Manufacturing and mining output is recovering; banks have greater liquidity and the government has secured some $1bn in trade finance - mainly from the Cairo-based African Export Import Bank in Cairo and the PTA Bank (part of the Common Market for Eastern and Southern Africa). At the same time Botswana and South Africa have also come forward with credit lines.

But the the economic advance is extremely sluggish and the government is desperately short of cash. It needs $250m a month just to be able to meet the current civil service “allowance” of $100 a month, let alone pay the ”proper salaries” that it has promised to introduce into the public service from July. 

According to an April report by the International Monetary Fund, it was already on course to register a $200m shortfall in terms of its $1bn revenue target in 2009. Donors are set to disburse more humanitarian assistance than last year’s $600m. In the first quarter of this year $300m was promised.

But without much bigger sums - specifically for budgetary and balance of payments support - the government will be unable to pay its bills and the economy will remain in intensive care.

Donors though are unlikely to make significant payments unless they see more evidence that the rule of law is being restored. Government ministers from both sides of the country’s political divide continue to insist that they are working well together.

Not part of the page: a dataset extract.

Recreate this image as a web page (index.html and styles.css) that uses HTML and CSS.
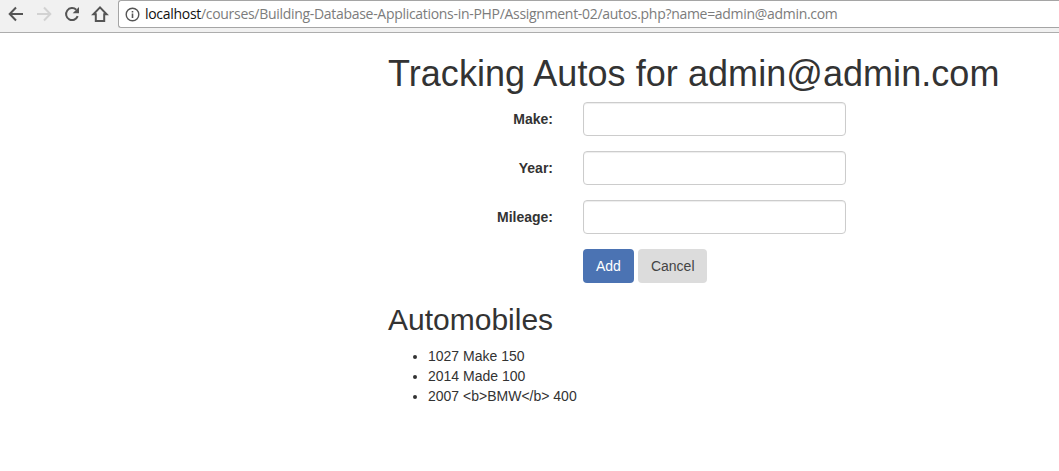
FILE: index.html
```html
<!DOCTYPE html>
<html lang="en">
<head>
<meta charset="utf-8">
<title>Automobile Tracker</title>
<link rel="stylesheet" href="styles.css">
</head>
<body>
<header class="toolbar">
  <svg class="nav-icons" width="118" height="32" viewBox="0 0 118 32" fill="none" stroke="#555" stroke-width="2">
    <path d="M23 14H10M16 7.500L9.700 14l6.300 6.500"/>
    <path stroke="#d2d2d2" d="M37 14h13M44 7.500l6.300 6.500-6.300 6.500"/>
    <path d="M77.700 16.200A6 6 0 1 1 76.300 9.800"/>
    <path fill="#555" stroke="none" d="M79 7v6.300h-6.300z"/>
    <path d="M100 7.400l-6.600 6.900H95.800V21h8.400V14.300h2.400z"/>
  </svg>
  <div class="address">
    <svg class="info" width="15" height="15" viewBox="0 0 15 15" fill="none" stroke="#555">
      <circle cx="7.500" cy="7.500" r="6.300" stroke-width="1.400"/>
      <path stroke-width="1.600" d="M7.500 6.600v4.400M7.500 3.900v1.600"/>
    </svg>
    <span class="url"><span class="host">localhost</span>/courses/Building-Database-Applications-in-PHP/Assignment-02/autos.php?name=admin@admin.com</span>
  </div>
</header>
<main class="container">
  <h1>Tracking Autos for admin@admin.com</h1>
  <form class="form">
    <div class="form-group"><label for="make">Make:</label><input class="control" id="make" type="text"></div>
    <div class="form-group"><label for="year">Year:</label><input class="control" id="year" type="text"></div>
    <div class="form-group"><label for="mileage">Mileage:</label><input class="control" id="mileage" type="text"></div>
    <div class="actions">
      <button class="btn btn-primary" type="button">Add</button>
      <button class="btn btn-default" type="button">Cancel</button>
    </div>
  </form>
  <h2>Automobiles</h2>
  <ul class="autos">
    <li>1027 Make 150</li>
    <li>2014 Made 100</li>
    <li>2007 &lt;b&gt;BMW&lt;/b&gt; 400</li>
  </ul>
</main>
</body>
</html>
```
FILE: styles.css
```css
* { box-sizing: border-box; }
body {
  margin: 0;
  background: #fff;
  color: #333;
  font: 14px/20px "Liberation Sans", Arial, sans-serif;
  overflow: hidden;
}
.toolbar {
  display: flex;
  height: 33px;
  background: #f1f1f1;
  border-bottom: 1px solid #adadad;
}
.nav-icons { flex: none; }
.address {
  display: flex;
  align-items: center;
  flex: 1;
  height: 28px;
  padding-left: 6px;
  background: #fff;
  border: 1px solid #a5a5a5;
  border-right: 0;
  border-radius: 3px 0 0 3px;
}
.info { flex: none; margin-right: 5px; }
.url {
  color: #7c7c7c;
  font: 14px/20px "Open Sans", "Noto Sans", sans-serif;
  letter-spacing: -0.3px;
  white-space: nowrap;
}
.host { color: #111; }
.container { padding: 21px 0 0 388px; }
h1, h2 { margin: 0; font-weight: 400; line-height: 1.1; white-space: nowrap; }
h1 { font-size: 36px; letter-spacing: 0.06px; }
h2 { margin-top: 20px; font-size: 30px; }
.form { padding-top: 8.400px; }
.form-group { display: flex; margin-bottom: 15px; }
.form-group label {
  width: 165px;
  margin-right: 30px;
  padding-top: 7px;
  text-align: right;
  font-weight: 700;
}
.control {
  width: 263px;
  height: 34px;
  padding: 6px 12px;
  background: #fff;
  border: 1px solid #ccc;
  border-radius: 4px;
  box-shadow: inset 0 1px 1px rgba(0, 0, 0, .075);
}
.actions { display: flex; gap: 4px; margin-left: 195px; }
.btn {
  height: 34px;
  padding: 6px 13px;
  border: 0;
  border-radius: 4px;
  font: 14px/20px "Liberation Sans", Arial, sans-serif;
}
.btn-primary { background: #4b73b3; color: #fff; }
.btn-default { padding-right: 12px; background: #dcdcdc; color: #444; }
.autos { margin: 10px 0; padding-left: 40px; }
```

”We have worked so well as an inclusive government,” Patrick Chinamasa, a Zanu PF minister told the WEF in Cape Town. But there is continuing deadlock in a number of areas. So far, Mr Tsvangirai has been unable to dislodge two key Zanu PF ministers and allies of Mr Mugabe whose presence in government it opposes.

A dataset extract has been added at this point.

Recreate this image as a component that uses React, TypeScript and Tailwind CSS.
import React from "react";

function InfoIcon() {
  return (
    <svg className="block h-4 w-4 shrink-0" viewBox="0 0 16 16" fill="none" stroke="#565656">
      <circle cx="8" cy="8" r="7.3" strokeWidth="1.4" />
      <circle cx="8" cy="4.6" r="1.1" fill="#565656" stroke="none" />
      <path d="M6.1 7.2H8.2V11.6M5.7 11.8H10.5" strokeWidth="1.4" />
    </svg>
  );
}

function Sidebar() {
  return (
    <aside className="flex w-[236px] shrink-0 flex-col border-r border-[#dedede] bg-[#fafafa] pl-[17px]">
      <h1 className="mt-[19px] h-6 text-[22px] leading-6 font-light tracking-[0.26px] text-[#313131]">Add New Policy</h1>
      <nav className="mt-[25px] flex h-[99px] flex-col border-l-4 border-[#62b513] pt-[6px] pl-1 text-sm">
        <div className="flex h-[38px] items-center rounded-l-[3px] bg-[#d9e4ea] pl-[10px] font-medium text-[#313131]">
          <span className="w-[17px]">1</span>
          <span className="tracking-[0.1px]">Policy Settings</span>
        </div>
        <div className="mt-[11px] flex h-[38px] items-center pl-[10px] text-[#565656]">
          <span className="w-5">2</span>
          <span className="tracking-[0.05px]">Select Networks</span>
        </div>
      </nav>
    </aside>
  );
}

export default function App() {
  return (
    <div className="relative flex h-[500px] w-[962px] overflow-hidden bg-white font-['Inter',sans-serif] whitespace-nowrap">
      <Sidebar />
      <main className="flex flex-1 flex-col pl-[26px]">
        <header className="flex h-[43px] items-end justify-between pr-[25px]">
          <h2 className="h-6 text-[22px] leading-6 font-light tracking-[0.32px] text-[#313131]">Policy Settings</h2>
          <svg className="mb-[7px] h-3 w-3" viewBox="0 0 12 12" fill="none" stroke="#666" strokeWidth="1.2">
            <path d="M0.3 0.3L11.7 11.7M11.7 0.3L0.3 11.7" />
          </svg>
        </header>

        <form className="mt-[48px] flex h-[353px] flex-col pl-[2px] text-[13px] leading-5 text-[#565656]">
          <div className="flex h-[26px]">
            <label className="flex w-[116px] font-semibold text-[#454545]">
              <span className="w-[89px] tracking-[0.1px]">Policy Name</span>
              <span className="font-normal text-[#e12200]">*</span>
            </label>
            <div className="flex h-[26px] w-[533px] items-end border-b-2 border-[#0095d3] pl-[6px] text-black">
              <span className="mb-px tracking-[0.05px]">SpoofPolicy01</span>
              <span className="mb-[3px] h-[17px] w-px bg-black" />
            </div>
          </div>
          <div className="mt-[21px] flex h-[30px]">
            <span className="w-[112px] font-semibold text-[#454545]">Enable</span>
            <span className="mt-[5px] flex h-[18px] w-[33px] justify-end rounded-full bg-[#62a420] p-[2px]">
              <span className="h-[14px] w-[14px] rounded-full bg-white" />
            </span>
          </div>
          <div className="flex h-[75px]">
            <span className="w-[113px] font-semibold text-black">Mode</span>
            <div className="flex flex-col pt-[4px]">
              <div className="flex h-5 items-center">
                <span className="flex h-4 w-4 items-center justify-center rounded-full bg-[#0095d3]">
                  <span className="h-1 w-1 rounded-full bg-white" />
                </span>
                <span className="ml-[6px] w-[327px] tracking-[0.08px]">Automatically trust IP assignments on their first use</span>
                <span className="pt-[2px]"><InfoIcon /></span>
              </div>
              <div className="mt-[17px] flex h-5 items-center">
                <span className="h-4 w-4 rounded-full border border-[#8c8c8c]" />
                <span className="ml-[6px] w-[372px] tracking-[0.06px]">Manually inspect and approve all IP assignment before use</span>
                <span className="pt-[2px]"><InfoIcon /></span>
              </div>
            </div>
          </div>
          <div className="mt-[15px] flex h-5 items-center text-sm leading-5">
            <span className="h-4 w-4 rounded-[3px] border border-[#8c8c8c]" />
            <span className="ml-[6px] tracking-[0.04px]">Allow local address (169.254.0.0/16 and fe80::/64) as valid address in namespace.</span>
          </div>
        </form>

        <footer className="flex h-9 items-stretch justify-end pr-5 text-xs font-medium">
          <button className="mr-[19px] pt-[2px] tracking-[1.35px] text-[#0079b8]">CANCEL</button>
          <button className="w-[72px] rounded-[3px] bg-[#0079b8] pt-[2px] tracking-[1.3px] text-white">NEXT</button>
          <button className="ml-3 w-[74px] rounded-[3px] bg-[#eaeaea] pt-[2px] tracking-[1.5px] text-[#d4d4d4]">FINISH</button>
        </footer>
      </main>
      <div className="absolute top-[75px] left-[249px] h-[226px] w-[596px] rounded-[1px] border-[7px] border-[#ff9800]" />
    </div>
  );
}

Gideon Gono, the governor of the central bank judged responsible for much of Zimbabwe’s economic chaos in recent years and a bete noir among donors, remains governor of the Central Bank. Johannes Tomana, who is accused of ordering illegal land takeovers, is still attorney general.

Mr Tsvangirai has not made much progress either in lifting repressive media and law and order legislation. Indeed, to the fury of the country’s remaining 300 white farmers Mr Tsvangirai recently described the farm invasions as “so-called attacks” and “isolated incidents” that had been “blown out of proportion” by the media.

The Commercial Farmers Union says that since the government of national unity took office in mid-February more than 100 farmers have been charged in the courts with being on their farms “illegally” while some 80 farms have been occupied by Mugabe loyalists costing thousands of farm worker jobs.

In Cape Town, both Mr Mutambara and finance minister, Tendai Biti, insist progress is being made. But according to donors in many parts of the country the government is simply not in control of events. Even when the politicians agree a course of action, demoralised civil servants are simply unable to put it into effect.

“It is not just that the right hand does  not know what the left is doing, but the left-hand doesn’t know what the left hand is doing,” said one exasperated donor. In addition, they argue that the inexperienced and under-resourced administration is not handling its relationship with development agencies effectively. ”They keep coming to us wanting a few million for this or that but what we need is a coherent medium-term framework,” he added.

All this suggests that Mr Tsvangirai will return from his trip with good wishes ringing in his ears but little else.

Last week the Dutch government made clear that it wanted to see more reform in Harare before it opened its cheque book. So did Johnnie Carson, assistant secretary of State for African Affairs in the Obama administration and, as a former US ambassador to Harare, a man who knows President Mugabe well.

“There is no indication that the US government is prepared to lift [targeted] economic sanctions against those in Zimbabwe who have been most responsible for undermining the country’s democracy and destroying its economy,” Mr Carson said. More political, social and economic reforms were needed first, he added.

That is likely to leave the Zimbabwe government limping along. One western diplomat said that there is a strong case to provide “enough oxygen” to keep the fragile coalition on the rails.